What sort of environment does it need to be to play to your strengths, appeal to your values and as much as anything provide the thing that feeds your soul?
The start of a new year (and indeed a decade!) can be a good time to do this as you’re often more refreshed and more honest. Your mind is less congested with the onslaught of work-related distractions. Make this a priority; and take your time to work this out. It will save a lot of time later on and guide you better when seeking out the opportunities that will be the right fit. It will help also help you work out what roles (and organisations) aren’t what you’re looking for.
2. Yes, sort out your CV but sort out your public profile too!
I’m sure you’ve had lots of advice on your CV but I’ll tell you one major thing you need to do – focus on highlighting your achievements. That’s the thing that sets you apart and illustrates the impact you’ve had.
Actually there is one other thing, if you want to include a short profile at the top, make it count. Don’t tell me you’re an ‘innovative and inspirational strategic leader with exceptional communication skills’ – anyone can say that.
I want to see how this is demonstrated in your achievements so save that for there. A better way to use your profile is to focus on your values, what inspires you, what drives you and where do you thrive? With a lot of organisations recruiting against values, as well as competencies, show someone what drives you and what you stand for. That’s far more authentic than all those leadership clichés.
Next look at what’s going on with your LinkedIn/social media profile. Is it congruous with your CV and your experience? Does it highlight how you want to present yourself, your whole self or is it vanilla? Take a good hard look, get someone else to read through and offer you some honest critique on it. This is where a lot of recruiters and employers will look to gather more insight into you. You need to make sure it shows all of you and is geared towards where you want to be next.
This is important. And you often don’t know, who you know, until you think about it. Take some time to sit down and map out your network. Then use you network wisely and it may need to be discreet if you’re already in a job and you need to keep your job search on the q.t.
But this is a vital strand in your job search. It’s also something that you need to keep investing in to alert people to the fact you’re looking and tell them what you want to do. They can also advocate for you, flag up things you might have missed, lead you to opportunities and also generally keep you motivated and supported during the highs and lows of the job search. With an estimated 50-80% of jobs not advertised it also gives you access to this ‘hidden’ job market.
4. Take care of yourself
As I said finding a new job is a job in itself. It can be stressful, so make sure you’re finding the time to look after yourself as sometimes you’re going to feel overwhelmed. Work out how you’re going to take a break from it, and do the things that can re-balance you.

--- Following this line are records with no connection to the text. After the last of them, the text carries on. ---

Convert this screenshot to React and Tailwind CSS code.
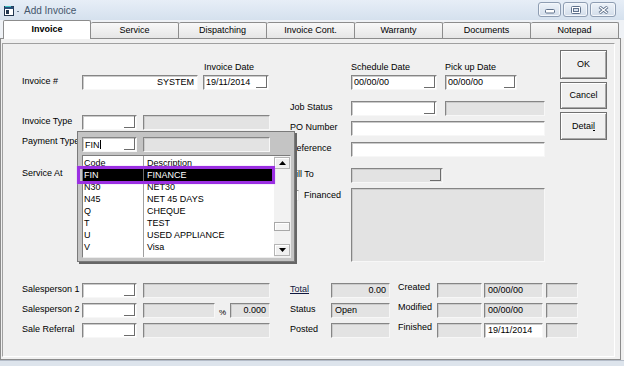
import React from "react";

const sunken =
  "border border-t-[#858585] border-l-[#858585] border-r-[#f7f7f7] border-b-[#f7f7f7] shadow-[inset_1px_1px_0_#cbcbcb]";

function Field({ w, gray, right, children }) {
  return (
    <div
      className={`${w} flex h-[15px] shrink-0 items-center overflow-hidden whitespace-nowrap px-[3px] ${sunken} ${
        gray ? "bg-[#e3e3e3]" : "bg-white"
      } ${right ? "justify-end" : ""}`}
    >
      {children}
    </div>
  );
}

function Combo({ w, gray, children }) {
  return (
    <div
      className={`${w} flex h-[15px] shrink-0 items-stretch ${sunken} ${
        gray ? "bg-[#e3e3e3]" : "bg-white"
      }`}
    >
      <div className="flex flex-1 items-center overflow-hidden whitespace-nowrap pl-[2px]">
        {children}
      </div>
      <div className="mb-[1px] mr-[1px] w-[11px] border-r border-b border-[#6c6c6c]" />
    </div>
  );
}

function Label({ w, children }) {
  return (
    <div className={`${w} shrink-0 self-start whitespace-nowrap pt-[2px]`}>
      {children}
    </div>
  );
}

function WinButton({ w, children }) {
  return (
    <div
      className={`${w} flex h-[15px] items-center justify-center rounded-[3px] border border-[#8e9db2] bg-linear-to-b from-[#eef3f9] to-[#d2ddea] shadow-[inset_0_0_0_1px_#f4f7fb]`}
    >
      {children}
    </div>
  );
}

function Arrow({ up }) {
  return (
    <svg width="7" height="4" viewBox="0 0 7 4">
      <path d={up ? "M0 4 L3.5 0 L7 4 Z" : "M0 0 L3.5 4 L7 0 Z"} fill="#000" />
    </svg>
  );
}

const tabs = [
  "Invoice",
  "Service",
  "Dispatching",
  "Invoice Cont.",
  "Warranty",
  "Documents",
  "Notepad",
];

const rows = [
  ["N30", "NET30"],
  ["N45", "NET 45 DAYS"],
  ["Q", "CHEQUE"],
  ["T", "TEST"],
  ["U", "USED APPLIANCE"],
  ["V", "Visa"],
];

const btn =
  "flex w-[47px] items-center justify-center border border-[#707070] bg-[#f0f0f0] shadow-[inset_1px_1px_0_#ffffff,inset_-1px_-1px_0_#a8a8a8]";

export default function App() {
  return (
    <div className="relative h-[366px] w-[624px] overflow-hidden bg-[#f0f0f0] font-['Liberation_Sans',Arial,sans-serif] text-[9px] leading-none text-black">
      {/* title bar */}
      <div className="flex h-[20px] items-start bg-linear-to-b from-[#e7eef7] to-[#d5e1ee]">
        <div className="ml-[4px] mt-[6px] flex items-center">
          <svg width="12" height="10" viewBox="0 0 12 10">
            <rect x="0.5" y="0.5" width="9" height="9" fill="#fff" stroke="#22364f" />
            <rect x="0.5" y="0.5" width="9" height="2.5" fill="#2a4f7a" />
            <rect x="2" y="4" width="3" height="4" fill="#22364f" />
            <path d="M1 0.5 L7 0.5" stroke="#3fc4c4" strokeWidth="1" />
          </svg>
          <span className="ml-[1px] h-[1px] w-[2px] bg-[#6a7a8c]" />
        </div>
        <span className="ml-[5px] mt-[6px] text-[10px] text-[#45566b]">Add Invoice</span>
        <div className="ml-auto mr-[8px] mt-[2px] flex gap-[2px]">
          <WinButton w="w-[23px]">
            <svg width="10" height="8" viewBox="0 0 10 8">
              <rect x="0.5" y="3.5" width="9" height="3.5" rx="1" fill="#fff" stroke="#5f718b" />
            </svg>
          </WinButton>
          <WinButton w="w-[25px]">
            <svg width="10" height="8" viewBox="0 0 10 8">
              <rect x="0.5" y="0.5" width="9" height="7" rx="1" fill="#fff" stroke="#5f718b" />
              <rect x="2.5" y="2.5" width="5" height="3" fill="#d7e0ec" stroke="#5f718b" />
            </svg>
          </WinButton>
          <WinButton w="w-[26px]">
            <svg width="11" height="8" viewBox="0 0 11 8">
              <path d="M1.5 0.8 L9.5 7.2 M9.5 0.8 L1.5 7.2" stroke="#5f718b" strokeWidth="3" />
              <path d="M1.8 1 L9.2 7 M9.2 1 L1.8 7" stroke="#fff" strokeWidth="1.2" />
            </svg>
          </WinButton>
        </div>
      </div>

      {/* tabs */}
      <div className="flex h-[18px] items-end bg-[#eff2f6] pl-[3px]">
        {tabs.map((t, i) =>
          i === 0 ? (
            <div
              key={t}
              className="relative z-10 -mb-px flex h-[19px] w-[88px] items-center justify-center rounded-t-[2px] border border-b-0 border-[#8c8c8c] bg-white pb-[1px] font-bold"
            >
              {t}
            </div>
          ) : (
            <div
              key={t}
              className="flex h-[16px] w-[88px] items-center justify-center rounded-t-[2px] border-t border-r border-[#8c8c8c] bg-linear-to-b from-[#f8f8f8] to-[#e6e6e6]"
            >
              {t}
            </div>
          )
        )}
      </div>

      {/* tab page */}
      <div className="h-[322px] w-[621px] border border-[#8c8c8c] bg-[#f0f0f0]">
        <div className="ml-[1px] mt-[4px] h-[314px] w-[613px] border border-t-[#a0a0a0] border-l-[#a0a0a0] border-r-white border-b-white">
          {/* top block */}
          <div className="flex h-[239px] items-start">
            {/* left column */}
            <div className="ml-[19px] mt-[17px] w-[248px]">
              <div className="flex h-[14px] items-start pl-[182px] pt-[2px]">Invoice Date</div>
              <div className="flex h-[15px]">
                <Label w="w-[60px]">Invoice #</Label>
                <Field w="w-[116px]" right>
                  SYSTEM
                </Field>
                <div className="ml-[5px]">
                  <Combo w="w-[66px]">19/11/2014</Combo>
                </div>
              </div>
              <div className="mt-[25px] flex h-[15px]">
                <Label w="w-[60px]">Invoice Type</Label>
                <Combo w="w-[55px]" />
                <div className="ml-[6px]">
                  <Field w="w-[127px]" gray />
                </div>
              </div>
              <div className="mt-[5px] flex h-[15px]">
                <Label w="w-[60px]">Payment Type</Label>
                <Combo w="w-[55px]" />
                <div className="ml-[6px]">
                  <Field w="w-[127px]" gray />
                </div>
              </div>
              <div className="mt-[17px] flex h-[13px]">
                <Label w="w-[60px]">Service At</Label>
              </div>
            </div>

            {/* middle column */}
            <div className="ml-[20px] mt-[17px] w-[255px]">
              <div className="flex h-[14px] items-start pt-[2px]">
                <span className="ml-[61px] w-[94px]">Schedule Date</span>
                <span>Pick up Date</span>
              </div>
              <div className="flex h-[15px]">
                <div className="ml-[61px]">
                  <Combo w="w-[86px]">00/00/00</Combo>
                </div>
                <div className="ml-[8px]">
                  <Combo w="w-[72px]">00/00/00</Combo>
                </div>
              </div>
              <div className="mt-[11px] flex h-[15px]">
                <Label w="w-[61px]">Job Status</Label>
                <Combo w="w-[86px]" />
                <div className="ml-[8px]">
                  <Field w="w-[100px]" gray />
                </div>
              </div>
              <div className="mt-[5px] flex h-[15px]">
                <Label w="w-[61px]">PO Number</Label>
                <Field w="w-[194px]" />
              </div>
              <div className="mt-[6px] flex h-[15px]">
                <Label w="w-[61px]">Reference</Label>
                <Field w="w-[194px]" />
              </div>
              <div className="mt-[11px] flex h-[15px]">
                <Label w="w-[61px]">Bill To</Label>
                <Combo w="w-[92px]" gray />
              </div>
              <div className="mt-[5px] flex">
                <div className="flex w-[61px] shrink-0 items-start pt-[2px]">
                  <div className="-ml-[2px] h-[11px] w-[11px] shrink-0 border border-t-[#8a8a8a] border-l-[#8a8a8a] border-r-[#e8e8e8] border-b-[#e8e8e8] bg-white" />
                  <span className="ml-[5px] pt-[1px]">Financed</span>
                </div>
                <div className={`h-[74px] w-[194px] ${sunken} bg-[#e3e3e3]`} />
              </div>
            </div>

            {/* buttons */}
            <div className="ml-[15px] mt-[6px] flex w-[47px] flex-col gap-[3px]">
              <div className={`${btn} h-[29px]`}>OK</div>
              <div className={`${btn} h-[27px]`}>Cancel</div>
              <div className={`${btn} h-[28px]`}>
                <span>
                  Detai<span className="underline">l</span>
                </span>
              </div>
            </div>
          </div>

          {/* bottom block */}
          <div className="flex items-start">
            <div className="ml-[19px] flex w-[251px] flex-col gap-[5px]">
              <div className="flex h-[15px]">
                <Label w="w-[60px]">Salesperson 1</Label>
                <Combo w="w-[55px]" />
                <div className="ml-[6px]">
                  <Field w="w-[127px]" gray />
                </div>
              </div>
              <div className="flex h-[15px]">
                <Label w="w-[60px]">Salesperson 2</Label>
                <Combo w="w-[55px]" />
                <div className="ml-[6px]">
                  <Field w="w-[72px]" gray />
                </div>
                <span className="w-[15px] self-end pb-[1px] text-center text-[8px]">%</span>
                <Field w="w-[40px]" gray right>
                  0.000
                </Field>
              </div>
              <div className="flex h-[15px]">
                <Label w="w-[60px]">Sale Referral</Label>
                <Combo w="w-[55px]" />
                <div className="ml-[6px]">
                  <Field w="w-[127px]" gray />
                </div>
              </div>
            </div>

            <div className="ml-[17px] flex flex-col gap-[5px]">
              {[
                ["Total", "0.00", "Created", "00/00/00", false],
                ["Status", "Open", "Modified", "00/00/00", false],
                ["Posted", "", "Finished", "19/11/2014", true],
              ].map(([a, av, b, bv, white], i) => (
                <div key={a} className="flex h-[15px]">
                  <Label w="w-[41px]">
                    {i === 0 ? <span className="text-[#101840] underline">{a}</span> : a}
                  </Label>
                  <Field w="w-[59px]" gray right={i === 0}>
                    {av}
                  </Field>
                  <div className="ml-[8px] flex">
                    <div className="w-[39px] shrink-0 self-start whitespace-nowrap">{b}</div>
                    <Field w="w-[45px]" gray />
                    <div className="ml-[2px]">
                      <Field w="w-[59px]" gray={!white}>
                        {bv}
                      </Field>
                    </div>
                    <div className="ml-[3px]">
                      <Field w="w-[32px]" gray />
                    </div>
                  </div>
                </div>
              ))}
            </div>
          </div>
        </div>
      </div>

      {/* bottom window frame */}
      <div className="h-[6px] border-t border-[#b4bcc8] bg-[#dde4ec]" />

      {/* lookup popup */}
      <div className="absolute left-[77px] top-[131px] z-20 h-[131px] w-[218px] border border-[#7a7a7a] bg-[#c4c4c4] shadow-[2px_2px_0_#666666]">
        <div className="ml-[4px] mt-[5px] flex h-[15px]">
          <Combo w="w-[55px]">
            <span>
              FIN<span className="inline-block h-[9px] w-px translate-y-[1px] bg-black" />
            </span>
          </Combo>
          <div className="ml-[6px]">
            <Field w="w-[127px]" gray />
          </div>
        </div>
        <div className="ml-[4px] mt-[3px] flex h-[103px] w-[209px] border border-t-[#7d7d7d] border-l-[#7d7d7d] border-r-[#ececec] border-b-[#ececec] bg-white">
          <div className="flex flex-1 flex-col overflow-hidden">
            <div className="flex h-[13px] shrink-0 items-end overflow-hidden">
              <div className="h-full w-[61px] border-r border-[#a0a0a0] pl-[1px] pt-[3px]">Code</div>
              <div className="pl-[3px] pb-[1px]">Description</div>
            </div>
            <div className="flex h-[12px] shrink-0 items-center bg-black text-white">
              <div className="flex h-full w-[61px] items-center border-r border-[#6a6a6a] pl-[1px]">FIN</div>
              <div className="pl-[3px]">FINANCE</div>
            </div>
            {rows.map(([c, d]) => (
              <div key={c} className="flex h-[12px] shrink-0 items-center">
                <div className="flex h-full w-[61px] items-center border-r border-[#a0a0a0] pl-[1px]">{c}</div>
                <div className="pl-[3px]">{d}</div>
              </div>
            ))}
            <div className="flex flex-1">
              <div className="w-[61px] border-r border-[#a0a0a0]" />
            </div>
          </div>
          <div className="flex w-[16px] shrink-0 flex-col bg-[#f2f2f2] py-[1px]">
            <div className="flex h-[12px] items-center justify-center border border-[#b4b4b4] bg-[#f0f0f0] shadow-[inset_1px_1px_0_#fff]">
              <Arrow up />
            </div>
            <div className="flex flex-1 flex-col">
              <div className="mt-[53px] h-[9px] border border-[#a8a8a8] bg-[#f4f4f4] shadow-[inset_1px_1px_0_#fff]" />
            </div>
            <div className="flex h-[12px] items-center justify-center border border-[#b4b4b4] bg-[#f0f0f0] shadow-[inset_1px_1px_0_#fff]">
              <Arrow />
            </div>
          </div>
        </div>
      </div>

      {/* selection highlight */}
      <div className="absolute left-[77px] top-[166px] z-30 h-[18px] w-[198px] border-[3px] border-[#9b2fe2] shadow-[0_0_1px_#c79af0]" />
    </div>
  );
}
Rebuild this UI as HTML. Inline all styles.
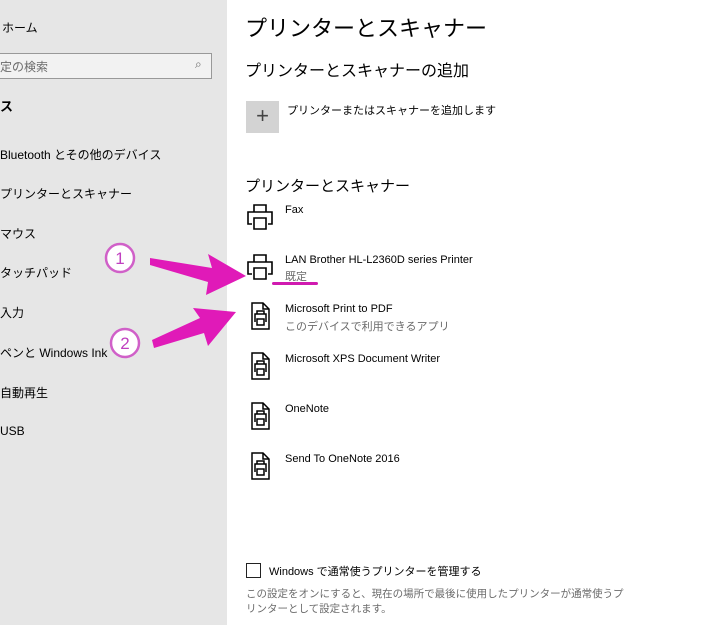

Whether its sweating it out in the gym, getting zen in your yoga class or hiking through the hills. This can be restorative and ensure you maintain your energy and confidence levels when you get into the reality of interviews.
5. Be prepared for knockbacks
It’s inevitable there will be some frustration and knockbacks along the way so be prepared for this.
Don’t take it personally, use it to your advantage and move on. Seek feedback where possible; learn from this and reset as a result. It may be that you need to make some adjustments to your CV or hone your interview skills. In some cases it might mean you need to change direction and adapt your job hunting strategy. Sometimes you might meet all the requirements of role but its just not the right culture or environment for you.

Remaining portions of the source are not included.